The production design of Rurouni Kenshin: Kyoto Inferno (2014)
Director: Keishi Ohtomo
Director of photography: Takuro Ishizaka
Summary
Kyoto Inferno is bigger, badder and much more expansive than its predecessor. This is being reflected in its vivid production design from Sou Hashimoto. Like any other typical Japanese film, there is not much external influence here considering the story takes place ten years within Japan’s own Meiji period. Thus, it’s natural, of course, to see the new style of architecture in Japan’s infrastructure (e.g., red brick and Western influenced buildings) and Western style warships.

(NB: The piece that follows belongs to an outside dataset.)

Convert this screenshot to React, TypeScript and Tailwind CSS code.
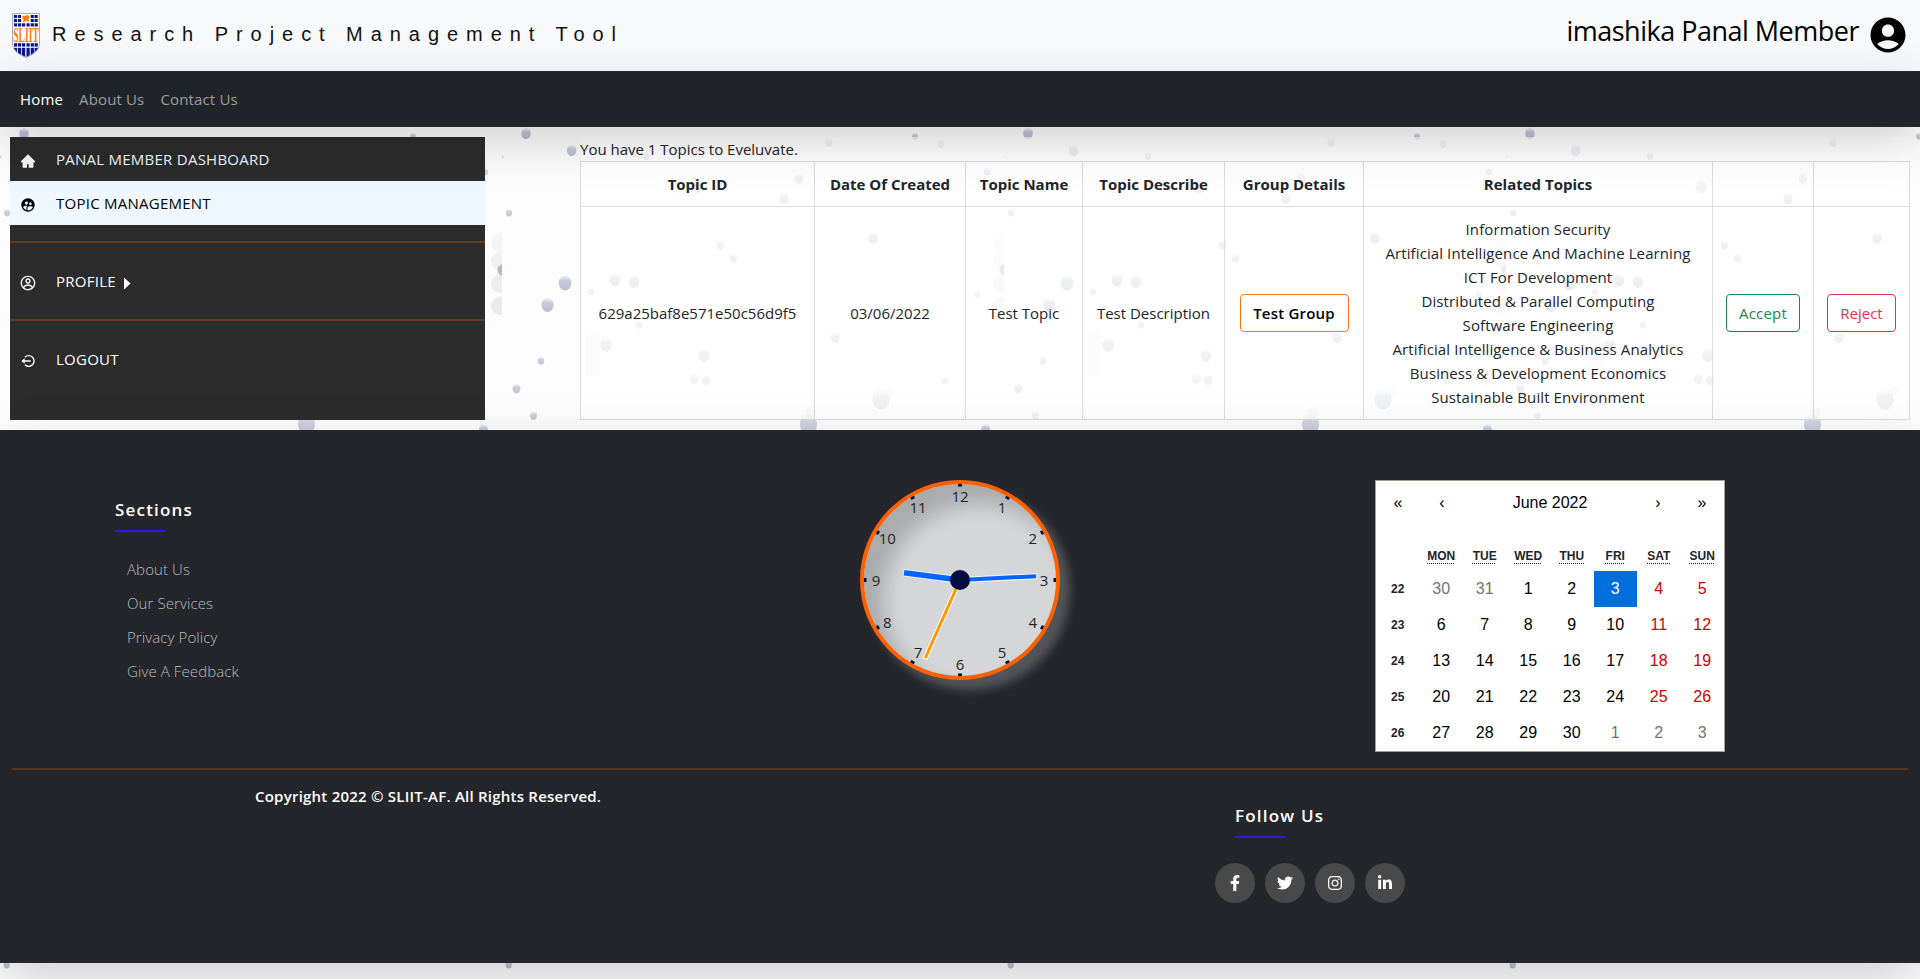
import React from "react";
import { AiFillHome } from "react-icons/ai";
import { BiLogOutCircle } from "react-icons/bi";
import { CgProfile } from "react-icons/cg";
import { FaFacebookF, FaInstagram, FaLinkedinIn, FaTwitter } from "react-icons/fa";
import { MdAccountCircle, MdSupervisedUserCircle } from "react-icons/md";

/* x, y, radius, opacity of every speck on one 502px wide background tile */
const specks: [number, number, number, number][] = [
  [24, 134, 5, 1], [413, 136.5, 3, 0.9], [69.6, 151, 5, 0.9], [0.5, 157, 1.5, 0.5],
  [485, 172, 3.2, 0.7], [7, 213, 3.2, 0.8], [63, 283.5, 6.5, 0.9], [45.5, 305.5, 6.3, 0.9],
  [39, 361, 3.4, 0.8], [14.5, 389, 4.2, 0.85], [31.5, 416, 3.6, 0.8], [306.5, 425.5, 9, 0.75],
  [483.5, 430, 4.6, 0.9], [327, 143, 3.6, 0.7], [439, 144, 3.6, 0.7], [144, 156.5, 3.2, 0.7],
  [297, 179, 4.5, 0.75], [282, 199, 4.8, 0.75], [195, 187, 6, 0.6], [218.5, 245.5, 4, 0.7],
  [231.5, 258.5, 3.8, 0.7], [113, 280.5, 5.6, 0.8], [132, 282, 5.6, 0.8], [89, 292, 3.2, 0.6],
  [371, 238.5, 5, 0.8], [137, 325, 3.5, 0.6], [104, 345.5, 6, 0.8], [202, 356, 5.6, 0.75],
  [475, 294, 3.2, 0.6], [333, 338, 4.8, 0.7], [192.5, 379, 4.8, 0.55], [204, 380.5, 4.4, 0.65],
  [443, 381, 3.2, 0.6], [379, 400, 9, 0.75], [388, 391, 4.5, 0.2], [309, 412, 5.5, 0.25],
  [6.7, 965, 3.3, 1],
];

function Backdrop() {
  return (
    <svg className="absolute inset-0 h-full w-full" aria-hidden="true">
      <defs>
        <linearGradient id="speck" x1="0" y1="0" x2="0" y2="1">
          <stop offset="0" stopColor="#bcbfdc" stopOpacity="0.15" />
          <stop offset="0.35" stopColor="#b8bbd4" stopOpacity="0.85" />
          <stop offset="1" stopColor="#b4b6ca" />
        </linearGradient>
        <pattern id="tile" width="502" height="979" patternUnits="userSpaceOnUse">
          <rect width="502" height="979" fill="#fdfdfd" />
          <g fill="#e9e9ee">
            <circle cx="501" cy="243" r="10" opacity="0.4" />
            <circle cx="500" cy="261" r="9" opacity="0.6" />
            <circle cx="500" cy="284" r="9" opacity="0.8" />
            <circle cx="500" cy="306" r="9" />
            <rect x="83" y="330" width="15" height="46" opacity="0.5" />
          </g>
          <ellipse cx="502" cy="270" rx="4.5" ry="5.5" fill="#b8bbd0" />
          {specks.map(([x, y, r, o], i) => (
            <ellipse key={i} cx={x} cy={y - r * 0.1} rx={r * 0.95} ry={r * 1.15} fill="url(#speck)" opacity={o} />
          ))}
        </pattern>
      </defs>
      <rect width="100%" height="100%" fill="url(#tile)" />
    </svg>
  );
}

function Crest() {
  const shield = "M0.5 0.5H27.5V32Q27 39 14 44.5Q1 39 0.5 32Z";
  return (
    <svg className="overflow-visible" width="28" height="45" viewBox="0 0 28 45">
      <clipPath id="shield"><path d={shield} /></clipPath>
      <g clipPath="url(#shield)">
        <rect width="28" height="45" fill="#fff" />
        <g fill="#0a1590">
          {[2, 6, 18.7, 22.6].map((x) => (
            <g key={x}>
              <rect x={x} y="2" width="3.1" height="3" />
              <rect x={x} y="6" width="3.1" height="3" />
            </g>
          ))}
          {[2, 6, 10, 14.5, 18.7, 22.6].map((x) => (
            <g key={x}>
              <rect x={x} y="10.3" width="3.2" height="3.2" />
              <rect x={x} y="30.2" width="3.2" height="3.4" />
              <rect x={x} y="34.8" width="3.2" height="10" />
            </g>
          ))}
        </g>
        <path d="M10.5 2.5l2 .6 1.5-.9 3 .4.4 2.3-1 1 .9 2.6-1.8.3-1.2-1.2-2 1.3-1.6-.5 1-2-1.3-1z" fill="#ff7a10" />
      </g>
      <path d={shield} fill="none" stroke="#a9a9d6" />
      <text transform="translate(14 29) scale(0.46 1)" textAnchor="middle" fontFamily="'Liberation Serif', serif" fontSize="21" fontWeight="700" fill="#ff7a10">SLIIT</text>
    </svg>
  );
}

function SideItem({ icon, label, className = "", children }: { icon: React.ReactNode; label: string; className?: string; children?: React.ReactNode }) {
  return (
    <li className={`flex h-11 items-center pl-[10px] ${className}`}>
      <span className="mt-1 flex w-4 justify-center text-base">{icon}</span>
      <span className="ml-5 tracking-[0.25px]">{label}</span>
      {children}
    </li>
  );
}

function Sidebar() {
  return (
    <ul className="h-[283px] w-[475px] shrink-0 bg-[#2c2c2c] text-white">
      <SideItem icon={<AiFillHome />} label="PANAL MEMBER DASHBOARD" className="text-[#f0f8ff]" />
      <SideItem icon={<MdSupervisedUserCircle />} label="TOPIC MANAGEMENT" className="bg-[#f0f8ff] text-black" />
      <li className="mt-4 h-[2px] bg-[#663b22]" />
      <SideItem icon={<CgProfile />} label="PROFILE" className="mt-4">
        <svg className="mt-1 ml-2" width="7" height="13" viewBox="0 0 7 13"><path d="M0 0.5L6.5 6.5L0 12.5Z" fill="#fff" /></svg>
      </SideItem>
      <li className="mt-4 h-[2px] bg-[#663b22]" />
      <SideItem icon={<BiLogOutCircle />} label="LOGOUT" className="mt-4" />
    </ul>
  );
}

const related = [
  "Information Security",
  "Artificial Intelligence And Machine Learning",
  "ICT For Development",
  "Distributed & Parallel Computing",
  "Software Engineering",
  "Artificial Intelligence & Business Analytics",
  "Business & Development Economics",
  "Sustainable Built Environment",
];
const heads = ["Topic ID", "Date Of Created", "Topic Name", "Topic Describe", "Group Details", "Related Topics", "", ""];

function Topics() {
  const btn = "h-[38px] rounded border text-[15px]";
  const cell = "border border-[#dcdde0] text-center align-middle";
  return (
    <section className="w-[1330px] bg-white/70 text-[#212529]">
      <p className="h-6 leading-6">You have 1 Topics to Eveluvate.</p>
      <table className="w-[1330px] table-fixed border-collapse">
        <colgroup>
          <col className="w-[234px]" /><col className="w-[151px]" /><col className="w-[117px]" /><col className="w-[142px]" />
          <col className="w-[139px]" /><col className="w-[349px]" /><col className="w-[101px]" /><col className="w-[96px]" />
        </colgroup>
        <thead>
          <tr className="h-[45px]">
            {heads.map((h, i) => <th key={i} className={`${cell} font-bold`}>{h}</th>)}
          </tr>
        </thead>
        <tbody>
          <tr className="h-[213px]">
            <td className={cell}>629a25baf8e571e50c56d9f5</td>
            <td className={cell}>03/06/2022</td>
            <td className={cell}>Test Topic</td>
            <td className={cell}>Test Description</td>
            <td className={cell}><button className={`${btn} w-[109px] border-[#ff7518] font-semibold tracking-[0.2px] text-black`}>Test Group</button></td>
            <td className={`${cell} leading-6 tracking-[0.1px]`}>{related.map((r) => <div key={r}>{r}</div>)}</td>
            <td className={cell}><button className={`${btn} w-[74px] border-[#198754] tracking-[0.2px] text-[#198754]`}>Accept</button></td>
            <td className={cell}><button className={`${btn} w-[69px] border-[#dc3545] text-[#dc3545]`}>Reject</button></td>
          </tr>
        </tbody>
      </table>
    </section>
  );
}

function Clock() {
  const numbers = Array.from({ length: 12 }, (_, i) => {
    const a = ((i + 1) * Math.PI) / 6;
    return { n: i + 1, x: 100 + 84 * Math.sin(a), y: 100 - 84 * Math.cos(a) };
  });
  return (
    <div className="h-[200px] w-[200px] rounded-full border-4 border-[#ff6000] bg-[#d4d6d8] shadow-[10px_10px_10px_rgba(255,255,255,0.22),inset_20px_20px_20px_rgba(0,0,0,0.2)]">
      <svg className="-m-1" width="200" height="200" viewBox="0 0 200 200">
        {numbers.map(({ n, x, y }) => (
          <g key={n}>
            <rect x="98" y="4" width="4" height="2.5" fill="#000f40" transform={`rotate(${n * 30} 100 100)`} />
            <text x={x} y={y + 5.6} textAnchor="middle" fontFamily="'Open Sans', sans-serif" fontSize="15" fill="#212529">{n}</text>
          </g>
        ))}
        <g strokeLinecap="butt">
          <path d="M100 100L43.3 92.6" stroke="#fff" strokeOpacity="0.75" strokeWidth="7.5" />
          <path d="M100 100L44 92.7" stroke="#0066ff" strokeWidth="5.5" />
          <path d="M100 100L176.6 96.2" stroke="#fff" strokeOpacity="0.75" strokeWidth="6" />
          <path d="M100 100L176 96.2" stroke="#0066ff" strokeWidth="4" />
          <path d="M100 100L64.9 179" stroke="#fff" strokeOpacity="0.85" strokeWidth="5" />
          <path d="M100 100L65.3 178" stroke="#ff9800" strokeWidth="3" />
        </g>
        <circle cx="100" cy="100" r="10" fill="#000f40" />
      </svg>
    </div>
  );
}

const weeks = [
  [22, 30, 31, 1, 2, 3, 4, 5],
  [23, 6, 7, 8, 9, 10, 11, 12],
  [24, 13, 14, 15, 16, 17, 18, 19],
  [25, 20, 21, 22, 23, 24, 25, 26],
  [26, 27, 28, 29, 30, 1, 2, 3],
];

function dayStyle(row: number, col: number, day: number) {
  if (col === 0) return "text-xs font-bold text-[#212529]";
  if ((row === 0 && day > 7) || (row === 4 && day < 20)) return "text-[#757575]";
  if (row === 0 && day === 3) return "bg-[#006edc] text-white";
  return col > 5 ? "text-[#d10000]" : "text-black";
}

function Calendar() {
  return (
    <div className="h-[272px] w-[350px] border border-[#a0a096] bg-white font-['Liberation_Sans',Arial,sans-serif] text-base text-black">
      <div className="mb-4 flex h-11 items-center text-center">
        <span className="w-11">«</span>
        <span className="w-11">‹</span>
        <span className="grow">June 2022</span>
        <span className="w-11">›</span>
        <span className="w-11">»</span>
      </div>
      <div className="grid grid-cols-8 text-center">
        {["", "MON", "TUE", "WED", "THU", "FRI", "SAT", "SUN"].map((d) => (
          <span key={d} className="h-[30px] pt-[6px] text-xs leading-[18px] font-bold text-[#212529] underline decoration-dotted underline-offset-[3px]">{d}</span>
        ))}
        {weeks.map((w, r) =>
          w.map((d, c) => (
            <span key={`${r}-${c}`} className={`flex h-9 items-center justify-center ${dayStyle(r, c, d)}`}>{d}</span>
          )),
        )}
      </div>
    </div>
  );
}

function Heading({ children }: { children: React.ReactNode }) {
  return (
    <h4 className="text-[17px] leading-5 font-semibold tracking-[1.2px] text-white after:mt-[10px] after:block after:h-[2px] after:w-[50px] after:bg-[#2a1ae8]">
      {children}
    </h4>
  );
}

function Footer() {
  return (
    <footer className="relative h-[533px] bg-[#24262b] px-3 shadow-[0_16px_48px_rgba(0,0,0,0.175)]">
      <div className="grid h-[338px] grid-cols-[1fr_200px_1fr] pt-[50px]">
        <div className="pt-5 pl-[103px]">
          <Heading>Sections</Heading>
          <ul className="mt-5 pl-3 text-[15px] leading-[34px] font-light tracking-[0.1px] text-[#bbbbbb]">
            <li>About Us</li>
            <li>Our Services</li>
            <li>Privacy Policy</li>
            <li>Give A Feedback</li>
          </ul>
        </div>
        <Clock />
        <div className="pl-[315px]"><Calendar /></div>
      </div>
      <div className="h-[2px] bg-[#5a3521]" />
      <div className="flex">
        <p className="w-[1203px] pt-[14px] pl-[243px] font-semibold tracking-[0.23px] leading-6 text-white">Copyright 2022 © SLIIT-AF. All Rights Reserved.</p>
        <div className="pt-9">
          <div className="pl-5"><Heading>Follow Us</Heading></div>
          <div className="mt-[25px] flex gap-[10px] text-base text-white">
            {[FaFacebookF, FaTwitter, FaInstagram, FaLinkedinIn].map((Icon, i) => (
              <span key={i} className="flex h-10 w-10 items-center justify-center rounded-full bg-[#494949]"><Icon /></span>
            ))}
          </div>
        </div>
      </div>
    </footer>
  );
}

export default function App() {
  return (
    <div className="relative h-[979px] w-full overflow-hidden font-['Open_Sans',sans-serif] text-[15px]">
      <Backdrop />
      <header className="relative flex h-[71px] items-center bg-[#f8f9fb] pr-3 pl-3">
        <Crest />
        <h1 className="-mt-1 ml-3 font-['Liberation_Sans',Arial,sans-serif] text-xl leading-none tracking-[7.95px] text-[#111]">Research Project Management Tool</h1>
        <div className="-mt-[2px] ml-auto flex items-center text-black">
          <span className="mt-[-8px] text-[27px] leading-none tracking-[-0.5px]">imashika Panal Member</span>
          <MdAccountCircle className="ml-2 -mr-[1px] text-[42px]" />
        </div>
      </header>
      <nav className="relative z-10 flex h-14 items-center gap-4 bg-[#212529] pl-5 text-[#9b9d9f] shadow-[0_16px_48px_rgba(0,0,0,0.175)]">
        <span className="tracking-[0.15px] text-white">Home</span>
        <span className="tracking-[0.15px]">About Us</span>
        <span className="tracking-[0.15px]">Contact Us</span>
      </nav>
      <main className="relative flex h-[303px] items-start justify-between p-[10px]">
        <Sidebar />
        <Topics />
      </main>
      <Footer />
    </div>
  );
}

Nevertheless, this does not mean Hashimoto does not find the time to create (or recreate) the typical Japanese sensibilities. These are represented through Shinto shrines, traditional house aesthetics and the magnificence that Japan’s own ex-capital, Kyoto, used to be a place for craftsmanship and culture unique in the whole world.
Hashimoto carefully combines these elements with the more action oriented aspects of Kyoto Inferno like the villain’s design. His fiery introduction resembles something of the descriptions that can be read in Dante’s Inferno or John Milton’s Paradise Lost, yet it bears some sort of resemblance to the jidaigeki manga on which it is based, similar to Kenshin’s own outfit and stylistically unique comrades.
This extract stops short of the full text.